J’étais tout à l’heure au bord de la mer, dans un endroit délicieux, des rochers couverts de pins, et des fleurs superbes croissant en liberté jusque dans le sable de la grève. Pendant que mes enfants étaient à quelque distance, j’occupais ma promenade, comme à l’ordinaire, à ramasser des plantes. Voilà deux mois qu’à chaque individu nouveau pour mes yeux, je le place dans un livre exprès, en me disant que mon pauvre ami m’en apprendra le nom, et je recueille chaque plante en double pour lui en donner un exemplaire, comme j’avais fait dans un autre voyage. Ainsi, à chaque moment, cent fois le jour, depuis deux mois, je pense à lui et je me l’imagine herborisant comme autrefois à mes côtés. Eh bien, dans ce moment, dans cette occupation même, à laquelle mon souvenir l’associait, votre lettre m’est remise et j’apprends que je ne le reverrai plus !

Au moment de quitter Nohant, j’avais fait un grand rangement de papiers, et je crois vous avoir dit que j’avais retrouvé et relu toutes ses lettres ; c’étaient des chefs-d’œuvre d’esprit, de poésie, d’intelligence claire et de sentiment coloré de la nature. Je me disais que quand j’aurais deux mois de loisir, je ferais un triage, et qu’avec sa permission, je les publierais dans la suite de mes Mémoires.

Cette lecture m’avait fait repasser dix ans de ma vie, dont il avait enregistré les petits événements avec sa grâce et son heureuse philosophie. C’était donc comme un pressentiment d’une séparation prochaine, ce rapprochement de ma pensée avec la sienne, après des années d’une tranquille séparation de fait ; car je ne le voyais presque plus, ses habitudes et ses goûts le retenant chez lui comme moi chez moi. Mais je ne m’apercevais pas de cela ; je le sentais tout près et je me disais qu’à toute heure, je pouvais le voir, lui écrire ou lui parler. Il a toujours été pour moi le plus sage et le plus réconfortant ami possible.

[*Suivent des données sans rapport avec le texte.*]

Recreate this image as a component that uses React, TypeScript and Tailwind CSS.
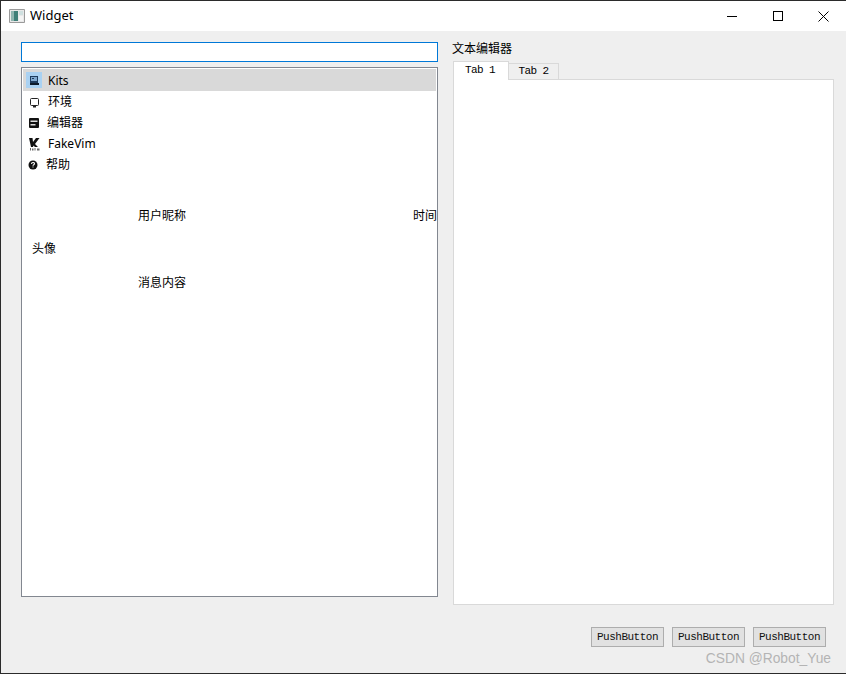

Vous dites bien, le voilà heureux et en possession d’une science sans mystères et de jouissances durables ; relativement au triste monde où nous passons cette vie d’un jour, si confuse, si incertaine et si troublée ; son sort est digne d’envie, j’en suis certaine. Mais nous ! Mon cœur est brisé autant de la douleur de ma pauvre Angèle[2] que de la mienne propre. Pauvre chère enfant, que de déchirements répétés ! Dites-lui combien je l’aime, surtout depuis la tendresse qu’elle a eue pour ma pauvre Nini et pour les larmes qu’elle lui a données ! Hélas ! je ne peux rien faire pour elle que de la chérir. Nous ne pouvons nous épargner les uns aux autres ces mortelles douleurs. Si on le pouvait, en se donnant soi-même à la place de ceux que la mort veut prendre !

Maurice me charge de lui dire, ainsi qu’à vous, combien il est affecté pour sa part (car ce pauvre ami avait été paternel pour son enfance) et pour celle qu’il prend à votre chagrin. Le pauvre enfant avait depuis hier seulement votre lettre, et je lui voyais quelque chose de triste, sans oser l’interroger. J’étais un peu malade, et il n’a voulu m’apprendre la vérité que ce matin ; c’était dans un des plus beaux endroits de la terre, et il me semble que cette âme fraternelle est venue me parler là et chercher elle-même à me consoler de son départ. Combien de fois il m’avait parlé de la mort ! Il fut un temps où il partageait mes croyances en l’autre vie, et où, dans des heures de spleen, car il en avait dans son intarissable gaieté, il me disait et m’écrivait qu’il viendrait me parler dans le parfum de quelque fleur.

Vous m’apprenez que Fleury est venu au pays ; y est-il encore ? aurai-je la consolation de l’y trouver ? Je pars d’ici demain pour Gênes, de là tout de suite pour Marseille, et je pense être à Paris le 15 mai. Je n’y resterai que le temps de faire l’indispensable de mes affaires, et j’espère être chez nous le 20.

Au revoir donc, mes chers enfants bien-aimés. Je vous embrasse de cœur.

  1. La mort de Jules Néraud (le Malgache).
  2. Madame Angèle Périgois, fille de Jules Néraud.